Policja, wojsko i urzędnicy z komisji wyborczych wydawali się bezradni na ten przebieg wydarzeń. W niektórych miejscach Papui-Nowej Gwinei niezadowoleni wyborcy byli w stanie wzbudzać plemienne walki, palili karty wyborcze czy nawet grozili śmiercią urzędnikom komisji wyborczych. Raz, gdy z obawy o bezpieczeństwo po karty przyleciał helikopter, ludzie zaczęli strzelać do niego z łuków…

W dystrykcie Sinasina-Yonggomugl wybory wygrał kandydat z wioski Mai, który był posłem przez ostatnie 10 lat. Wybór ten nie został jednak przyjęty z radością. 50 kandydatów stwierdziło, że nowy poseł zarobił już wystarczająco w sejmie (czy też ukradł) i powinien zrobić miejsce innym. Z tego też powodu w niektórych regionach dystryktu wybuchały walki, a także wypędzano niektóre rodziny i palono chaty (wspierających wygranego).
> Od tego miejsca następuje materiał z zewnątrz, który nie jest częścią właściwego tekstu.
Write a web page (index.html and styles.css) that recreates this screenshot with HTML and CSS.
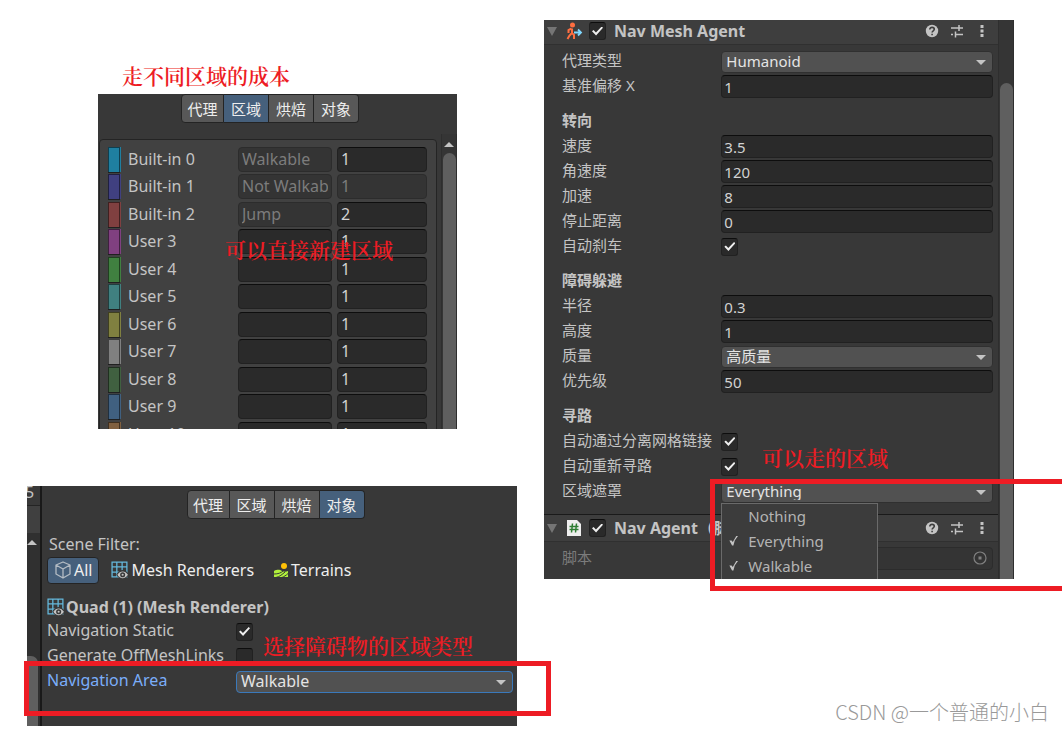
FILE: index.html
```
<!DOCTYPE html>
<html lang="zh-CN">
<head>
    <meta charset="UTF-8">
    <meta name="viewport" content="width=device-width, initial-scale=1.0">
    <title>导航网格设置</title>
    <link rel="stylesheet" href="styles.css">
</head>
<body>

    <!-- Общие иконки -->
    <svg class="sprite" aria-hidden="true">
        <symbol id="i-mesh" viewBox="0 0 17 17">
            <path d="M1 1h14v14H1zM1 5.500h14M1 10.500h14M5.500 1v14M10.500 1v14" fill="none" stroke="#64b8dc" stroke-width="1.200"/>
            <path d="M5 13c1.500-3 3.500-4.500 6-4.500s4.500 1.500 6 4.500c-1.500 2.500-3.500 4-6 4s-4.500-1.500-6-4z" fill="#383838"/>
            <path d="M6 13c1.300-2.200 3-3.200 5-3.200s3.700 1 5 3.200c-1.300 2.100-3 3.200-5 3.200S7.300 15.100 6 13z" fill="#c4c4c4"/>
            <circle cx="11" cy="13" r="2.400" fill="#383838"/>
            <circle cx="11" cy="13" r="1" fill="#c4c4c4"/>
        </symbol>
        <symbol id="i-help" viewBox="0 0 14 14">
            <circle cx="7" cy="7" r="6.200" fill="#c4c4c4"/>
            <path d="M4.800 5.500c0-3 4.500-2.700 4.500-.2 0 1.500-2.200 1.500-2.200 3.200M7.100 9.700v1.600" fill="none" stroke="#3e3e3e" stroke-width="1.600"/>
        </symbol>
        <symbol id="i-preset" viewBox="0 0 14 14">
            <path d="M1 4h8M9 1v6M9 4h4M1 10.500h2M5.500 7.500v6M5.500 10.500h7.500" fill="none" stroke="#c4c4c4" stroke-width="1.500"/>
        </symbol>
        <symbol id="i-more" viewBox="0 0 14 14">
            <path d="M5.500 1h3v3h-3zM5.500 5.500h3v3h-3zM5.500 10h3v3h-3z" fill="#c4c4c4"/>
        </symbol>
    </svg>

    <main>
        <div class="column">
            <!-- Стоимость областей -->
            <section class="shot shot-areas">
                <p class="note note-title">走不同区域的成本</p>
                <div class="panel areas">
                    <nav class="tabs">
                        <button type="button">代理</button>
                        <button type="button" class="active">区域</button>
                        <button type="button">烘焙</button>
                        <button type="button">对象</button>
                    </nav>
                    <div class="scroll">
                        <ul class="area-list">
                            <li><i class="swatch c0"></i><label for="a0">Built-in 0</label><input id="a0" value="Walkable" disabled><input class="cost" aria-label="Cost 0" value="1"></li>
                            <li><i class="swatch c1"></i><label for="a1">Built-in 1</label><input id="a1" value="Not Walkable" disabled><input class="cost" aria-label="Cost 1" value="1" disabled></li>
                            <li><i class="swatch c2"></i><label for="a2">Built-in 2</label><input id="a2" value="Jump" disabled><input class="cost" aria-label="Cost 2" value="2"></li>
                            <li><i class="swatch c3"></i><label for="a3">User 3</label><input id="a3"><input class="cost" aria-label="Cost 3" value="1"></li>
                            <li><i class="swatch c4"></i><label for="a4">User 4</label><input id="a4"><input class="cost" aria-label="Cost 4" value="1"></li>
                            <li><i class="swatch c5"></i><label for="a5">User 5</label><input id="a5"><input class="cost" aria-label="Cost 5" value="1"></li>
                            <li><i class="swatch c6"></i><label for="a6">User 6</label><input id="a6"><input class="cost" aria-label="Cost 6" value="1"></li>
                            <li><i class="swatch c7"></i><label for="a7">User 7</label><input id="a7"><input class="cost" aria-label="Cost 7" value="1"></li>
                            <li><i class="swatch c8"></i><label for="a8">User 8</label><input id="a8"><input class="cost" aria-label="Cost 8" value="1"></li>
                            <li><i class="swatch c9"></i><label for="a9">User 9</label><input id="a9"><input class="cost" aria-label="Cost 9" value="1"></li>
                            <li><i class="swatch c10"></i><label for="a10">User 10</label><input id="a10"><input class="cost" aria-label="Cost 10" value="1"></li>
                        </ul>
                        <div class="bar"><span class="up"></span><span class="thumb"></span></div>
                    </div>
                </div>
                <p class="note note-new">可以直接新建区域</p>
            </section>

            <!-- Область препятствия -->
            <section class="shot">
                <div class="panel objects">
                    <div class="side">
                        <span class="side-num">5</span>
                        <span class="side-head"></span>
                        <div class="side-bar"><span class="up"></span><span class="thumb"></span></div>
                    </div>
                    <div class="objects-body">
                        <nav class="tabs">
                            <button type="button">代理</button>
                            <button type="button">区域</button>
                            <button type="button">烘焙</button>
                            <button type="button" class="active">对象</button>
                        </nav>
                        <p class="filter-title">Scene Filter:</p>
                        <div class="filters">
                            <button type="button" class="active">
                                <svg width="18" height="18" viewBox="0 0 18 18"><path d="M9 1l7 3v9l-7 4-7-4V4zM2 4l7 4 7-4M9 8v9" fill="none" stroke="#b4bcc4" stroke-width="1.300" stroke-linejoin="round"/></svg>All
                            </button>
                            <button type="button"><svg width="18" height="18"><use href="#i-mesh"/></svg>Mesh Renderers</button>
                            <button type="button">
                                <svg width="16" height="16" viewBox="0 0 16 16"><circle cx="11" cy="4" r="3" fill="#ffc107"/><path d="M1 9c4-2 6-1 8 0s4 1 6 0v6H1z" fill="#b0f03c"/><path d="M1 12c4 0 7-1 9-3M3 15.500c4-1 6-3 9-5.500M9 15.500c2-1 4-2 6-4" fill="none" stroke="#383838" stroke-width="1"/></svg>Terrains
                            </button>
                        </div>
                        <h2 class="object-name"><svg width="18" height="18"><use href="#i-mesh"/></svg>Quad (1) (Mesh Renderer)</h2>
                        <div class="row"><label for="static">Navigation Static</label><input type="checkbox" id="static" checked></div>
                        <div class="row"><label for="links">Generate OffMeshLinks</label><input type="checkbox" id="links"></div>
                        <div class="row current">
                            <label for="area">Navigation Area</label>
                            <div class="dropdown"><select id="area"><option>Walkable</option></select></div>
                        </div>
                    </div>
                </div>
                <p class="note note-obstacle">选择障碍物的区域类型</p>
                <div class="frame frame-area"></div>
            </section>
        </div>

        <!-- Инспектор агента -->
        <section class="shot shot-agent">
            <div class="panel agent">
                <div class="inspector">
                    <header>
                        <span class="fold"></span>
                        <svg width="18" height="18" viewBox="0 0 18 18"><circle cx="6.500" cy="3" r="2.500" fill="#ff6e40"/><path d="M5.500 6.500L2.500 8v3M6 6.500v4.500l-2.500 2.500L1.500 17M6 11l2 2v4" fill="none" stroke="#ff6e40" stroke-width="2"/><path d="M8 10.500h6M12 7.500l3 3-3 3" fill="none" stroke="#80d8ff" stroke-width="1.800"/></svg>
                        <input type="checkbox" aria-label="Nav Mesh Agent" checked>
                        <h2>Nav Mesh Agent</h2>
                        <div class="tools">
                            <svg width="14" height="14"><use href="#i-help"/></svg>
                            <svg width="14" height="14"><use href="#i-preset"/></svg>
                            <svg width="14" height="14"><use href="#i-more"/></svg>
                        </div>
                    </header>
                    <div class="props">
                        <div class="row"><label for="type">代理类型</label><div class="dropdown"><select id="type"><option>Humanoid</option></select></div></div>
                        <div class="row"><label for="offset">基准偏移 X</label><input id="offset" value="1"></div>
                        <h3>转向</h3>
                        <div class="row"><label for="speed">速度</label><input id="speed" value="3.5"></div>
                        <div class="row"><label for="angular">角速度</label><input id="angular" value="120"></div>
                        <div class="row"><label for="accel">加速</label><input id="accel" value="8"></div>
                        <div class="row"><label for="stop">停止距离</label><input id="stop" value="0"></div>
                        <div class="row"><label for="brake">自动刹车</label><input type="checkbox" id="brake" checked></div>
                        <h3>障碍躲避</h3>
                        <div class="row"><label for="radius">半径</label><input id="radius" value="0.3"></div>
                        <div class="row"><label for="height">高度</label><input id="height" value="1"></div>
                        <div class="row"><label for="quality">质量</label><div class="dropdown"><select id="quality"><option>高质量</option></select></div></div>
                        <div class="row"><label for="priority">优先级</label><input id="priority" value="50"></div>
                        <h3>寻路</h3>
                        <div class="row"><label for="link">自动通过分离网格链接</label><input type="checkbox" id="link" checked></div>
                        <div class="row"><label for="repath">自动重新寻路</label><input type="checkbox" id="repath" checked></div>
                        <div class="row">
                            <label for="mask">区域遮罩</label>
                            <div class="dropdown">
                                <select id="mask"><option>Everything</option></select>
                                <ul class="menu">
                                    <li>Nothing</li>
                                    <li class="on">Everything</li>
                                    <li class="on">Walkable</li>
                                </ul>
                            </div>
                        </div>
                    </div>
                    <header class="second">
                        <span class="fold"></span>
                        <svg width="18" height="18" viewBox="0 0 18 18"><path d="M1 1h10l4 4v12H1z" fill="#eee"/><path d="M6.500 4.500l-1 9M10.500 4.500l-1 9M3.500 7.500h9M3.500 10.500h9" fill="none" stroke="#2e7d32" stroke-width="1.500"/></svg>
                        <input type="checkbox" aria-label="Nav Agent" checked>
                        <h2>Nav Agent（脚本）</h2>
                        <div class="tools">
                            <svg width="14" height="14"><use href="#i-help"/></svg>
                            <svg width="14" height="14"><use href="#i-preset"/></svg>
                            <svg width="14" height="14"><use href="#i-more"/></svg>
                        </div>
                    </header>
                    <div class="props script">
                        <div class="row">
                            <label for="script">脚本</label>
                            <div class="picker">
                                <input id="script" disabled>
                                <svg width="14" height="14" viewBox="0 0 14 14"><circle cx="7" cy="7" r="6" fill="none" stroke="#808080" stroke-width="1.200"/><path d="M5.500 5.500h3v3h-3z" fill="#808080"/></svg>
                            </div>
                        </div>
                    </div>
                </div>
                <div class="bar"><span class="thumb"></span></div>
            </div>
            <p class="note note-walk">可以走的区域</p>
        </section>
        <div class="frame frame-mask"></div>
    </main>

    <p class="watermark">CSDN @一个普通的小白</p>

</body>
</html>
```
FILE: styles.css
```
/* Основные стили */
* {
    box-sizing: border-box;
}

body {
    position: relative;
    margin: 0;
    min-height: 100vh;
    background-color: #fff;
    color: #c4c4c4;
    font-family: "Noto Sans", "Noto Sans CJK SC", sans-serif;
    font-size: 15px;
    line-height: 24px;
}

h2, h3, p, ul {
    margin: 0;
    padding: 0;
    list-style: none;
}

h2 {
    font-size: 16px;
}

h3 {
    font-size: 15px;
}

.sprite {
    position: absolute;
    width: 0;
    height: 0;
}

main {
    position: relative;
    display: grid;
    grid-template-columns: minmax(0, 490fr) minmax(0, 470fr);
    gap: 27px;
    align-items: start;
    padding: 20px 48px 0 27px;
}

.column {
    display: flex;
    flex-direction: column;
    gap: 57px;
    padding-top: 43px;
}

.shot {
    position: relative;
}

.shot-areas {
    margin: 0 60px 0 71px;
}

.panel {
    overflow: hidden;
    background-color: #383838;
}

/* Поля ввода */
input, select, button {
    margin: 0;
    font: inherit;
    color: inherit;
}

input {
    min-width: 0;
    height: 23px;
    padding: 0 2px;
    border: 1px solid #212121;
    border-top-color: #0d0d0d;
    border-radius: 4px;
    background-color: #2a2a2a;
    color: #d2d2d2;
}

input:disabled {
    border-color: #2c2c2c;
    background-color: #343434;
    color: #7c7c7c;
}

input[type="checkbox"] {
    appearance: none;
    flex: none;
    display: grid;
    place-items: center;
    width: 17px;
    height: 18px;
    padding: 0;
    border-radius: 3px;
}

input[type="checkbox"]:checked::before {
    content: "";
    width: 11px;
    height: 9px;
    background-color: #eee;
    clip-path: polygon(0 52%, 14% 38%, 36% 66%, 88% 0, 100% 14%, 37% 100%);
}

.dropdown {
    position: relative;
    display: flex;
}

.dropdown select {
    appearance: none;
    width: 100%;
    height: 22px;
    padding: 0 24px 2px 4px;
    border: 1px solid #303030;
    border-radius: 4px;
    background-color: #515151;
    color: #e4e4e4;
    line-height: 18px;
}

.dropdown::after {
    content: "";
    position: absolute;
    top: 9px;
    right: 7px;
    border: 5px solid transparent;
    border-top-color: #c4c4c4;
    border-bottom-width: 0;
}

/* Вкладки */
.tabs {
    display: flex;
    justify-content: center;
}

.tabs button {
    width: 45px;
    height: 29px;
    padding: 0;
    border: 1px solid #242424;
    border-left-width: 0;
    background-color: #585858;
    color: #eee;
    font-size: 15px;
}

.tabs button:first-child {
    width: 43px;
    border-left-width: 1px;
    border-radius: 4px 0 0 4px;
}

.tabs button:last-child {
    border-radius: 0 4px 4px 0;
}

.tabs button.active {
    background-color: #46607c;
}

/* Прокрутка */
.bar {
    display: flex;
    flex-direction: column;
    align-items: center;
    width: 16px;
    border: solid #2e2e2e;
    border-width: 0 1px;
    background-color: #353535;
}

.up {
    flex: none;
    border: 5px solid transparent;
    border-top-width: 0;
    border-bottom-color: #c4c4c4;
}

.thumb {
    flex: 1;
    width: 13px;
    border-radius: 7px 7px 0 0;
    background-color: #5f5f5f;
}

/* Список областей */
.areas {
    height: 335px;
    font-size: 16px;
}

.areas .tabs {
    padding-right: 15px;
}

.scroll {
    display: flex;
    justify-content: space-between;
    height: 306px;
    margin-top: 11px;
}

.scroll .up {
    margin: 8px 0 6px;
}

.area-list {
    flex: 1;
    display: grid;
    grid-auto-rows: 27px 28px;
    margin: 5px 4px 0 1px;
    padding: 7px 9px 0 8px;
    border: 1px solid #242424;
    border-radius: 4px;
    background-color: #414141;
}

.area-list li {
    display: grid;
    grid-template-columns: 13px minmax(0, 117fr) minmax(0, 94fr) minmax(0, 95fr);
    align-items: start;
}

.area-list label {
    padding-left: 7px;
}

.area-list input {
    height: 25px;
    padding: 0 3px 2px;
}

.area-list .cost {
    margin-left: 5px;
}

.swatch {
    height: 25px;
    padding-right: 1px;
}

.swatch::before {
    content: "";
    display: block;
    height: 24px;
    border: 1px solid #00000080;
}

.c0 { background-color: #1f7fa0; }
.c1 { background-color: #404080; }
.c2 { background-color: #804040; }
.c3 { background-color: #804080; }
.c4 { background-color: #408040; }
.c5 { background-color: #408080; }
.c6 { background-color: #808040; }
.c7 { background-color: #808080; }
.c8 { background-color: #406040; }
.c9 { background-color: #406080; }
.c10 { background-color: #806040; }

/* Вкладка объектов */
.objects {
    display: flex;
    height: 240px;
    font-size: 16px;
}

.side {
    flex: none;
    display: flex;
    flex-direction: column;
    width: 15px;
    border-right: 2px solid #191919;
}

.side-num {
    height: 20px;
    border-bottom: 1px solid #242424;
    line-height: 12px;
    text-indent: -2px;
}

.side-head {
    height: 27px;
    background-color: #404040;
}

.side-bar {
    flex: 1;
    display: flex;
    flex-direction: column;
    background-color: #303030;
}

.side-bar .up {
    align-self: flex-start;
    margin: 7px 0 111px;
}

.side-bar .thumb {
    width: 11px;
    border-radius: 0 7px 0 0;
}

.objects-body {
    flex: 1;
    padding: 4px 4px 0 5px;
}

.objects .tabs {
    padding-right: 9px;
}

.filter-title {
    margin-top: 13px;
    padding-left: 2px;
}

.filters {
    display: flex;
    gap: 5px;
    margin-top: 1px;
}

.filters button {
    display: flex;
    align-items: center;
    gap: 2px;
    height: 27px;
    padding: 0 7px 1px;
    border: 0;
    border-radius: 4px;
    background: none;
    color: #eee;
}

.filters .active {
    border: 1px solid #242424;
    padding: 0 6px 1px;
    background-color: #46607c;
}

.object-name {
    display: flex;
    align-items: center;
    gap: 1px;
    height: 25px;
    margin-top: 10px;
}

.row {
    display: grid;
    grid-template-columns: minmax(0, 159fr) minmax(0, 271fr);
    align-items: center;
    height: 25px;
}

.row label {
    padding-bottom: 3px;
    line-height: 22px;
    white-space: nowrap;
}

.objects .row {
    grid-template-columns: minmax(0, 189fr) minmax(0, 277fr);
}

.current label {
    color: #7baefa;
}

.current .dropdown select {
    border-color: #3a79bb;
}

/* Инспектор */
.agent {
    display: flex;
    height: 559px;
}

.inspector {
    flex: 1;
    min-width: 0;
}

.inspector header {
    display: flex;
    align-items: center;
    height: 25px;
    padding: 0 9px 2px 3px;
    border-bottom: 1px solid #303030;
    background-color: #3e3e3e;
}

.inspector header.second {
    height: 28px;
    border-top: 1px solid #1a1a1a;
    padding-bottom: 0;
}

.fold {
    border: 5px solid transparent;
    border-top: 9px solid #757575;
    border-bottom-width: 0;
}

header svg {
    margin-left: 9px;
}

header input[type="checkbox"] {
    margin: 0 8px 0 5px;
}

header h2 {
    white-space: nowrap;
}

.tools {
    display: flex;
    gap: 11px;
    margin-left: auto;
}

.tools svg {
    margin: 0;
}

.props {
    padding: 4px 5px 10px 18px;
}

.props h3 {
    height: 25px;
    margin-top: 10px;
    line-height: 22px;
}

.agent .bar {
    padding-top: 63px;
}

.menu {
    position: absolute;
    top: 22px;
    left: 0;
    z-index: 1;
    width: 157px;
    border: 1px solid #6a6a6a;
    background-color: #3c3c3c;
}

.menu li {
    position: relative;
    height: 25px;
    padding-left: 26px;
    line-height: 25px;
    color: #b4b4b4;
}

.menu .on::before {
    content: "";
    position: absolute;
    top: 7px;
    left: 7px;
    width: 9px;
    height: 10px;
    background-color: #c4c4c4;
    clip-path: polygon(0 50%, 25% 50%, 38% 66%, 80% 0, 100% 0, 60% 50%, 45% 100%, 30% 100%);
}

.script .row label {
    color: #7c7c7c;
}

.picker {
    position: relative;
    display: flex;
}

.picker input {
    width: 100%;
}

.picker svg {
    position: absolute;
    top: 4px;
    right: 6px;
}

/* Красные пометки поверх панелей */
.note {
    color: #ed1c24;
    font-family: "Noto Serif CJK SC", "Noto Sans CJK SC", serif;
    font-size: 21px;
    font-weight: 600;
    line-height: 24px;
    white-space: nowrap;
}

.note-title {
    padding: 0 0 7px 24px;
}

.note-new {
    position: absolute;
    top: 174px;
    left: 127px;
}

.note-obstacle {
    position: absolute;
    top: 147px;
    left: 236px;
}

.note-walk {
    position: absolute;
    top: 425px;
    left: 218px;
}

.frame {
    position: absolute;
    border: 5px solid #ed1c24;
    pointer-events: none;
}

.frame-area {
    top: 175px;
    right: -34px;
    left: -3px;
    height: 55px;
}

.frame-mask {
    top: 479px;
    right: 0;
    left: 710px;
    z-index: 2;
    height: 112px;
    border-right: 0;
}

.watermark {
    position: absolute;
    right: 13px;
    bottom: 7px;
    color: #999;
    font-family: "Noto Sans CJK SC", sans-serif;
    font-size: 20px;
    font-weight: 300;
}
```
Stan napięcia społecznego utrzymywał się również z tego powodu, że rozdający jedzenie i pieniądze uświadomili sobie, że inne plemiona ich oszukały. Miały oddać głos, a nic takiego nie nastąpiło. Kandydaci stracili tylko pieniądze. Jako że plemiona i klany mieszkają w poszczególnych wioskach, zaczęły powstawać blokady na drogach i ludzie raczej unikali przemieszczania się. Nie mogli oni też pojechać do miasta po zaopatrzenie.

Względny spokój do kolejnych wyborów

Z mojego punktu widzenia wybory do parlamentu w Papui-Nowej Gwinei to czas korupcji i niepokojów społecznych. Dodatkowo rozleniwia on ludzi, ponieważ ci dostają wszystko za darmo. Nie bez powodu mówi się, że po wyborach ludzie głodują – w czasie kampanii nikt nie uprawiał ogrodów.

Taki stan rzeczy nie tylko wpływa na codzienne życie mieszkańców, ale i na pracę misyjną. W okresie wyborczym, który trwał do maja do końca sierpnia, można było zobaczyć mniej ludzi w kościele, dzieci nie przychodziły na przygotowanie do sakramentów, nie było możliwe odwiedzanie wiosek dojazdowych. Była sparaliżowania nauka w szkołach.

Trzeba było trochę poczekać, aby życie wróciło do normy. Pod koniec roku zapanował już względny spokój, który potrwa do kolejnych wyborów w 2027 roku. Obserwatorzy z innych krajów wzywają rząd papuaski, aby ten zmienił swój system wyborczy. Na razie posłowie ignorują te wezwania.

ks. Łukasz Hołub

Od dziecka czuł, że ma zostać misjonarzem. W 2013 r. przyjął święcenia kapłańskie i został księdzem archidiecezji przemyskiej. Na pierwsze misje wyjechał w 2016 r. do Ekwadoru, gdzie spędził cztery lata. Od 2021 r. pracuje w Papui-Nowej Gwinei. Obecnie jest proboszczem parafii Koge w diecezji Kundiawa.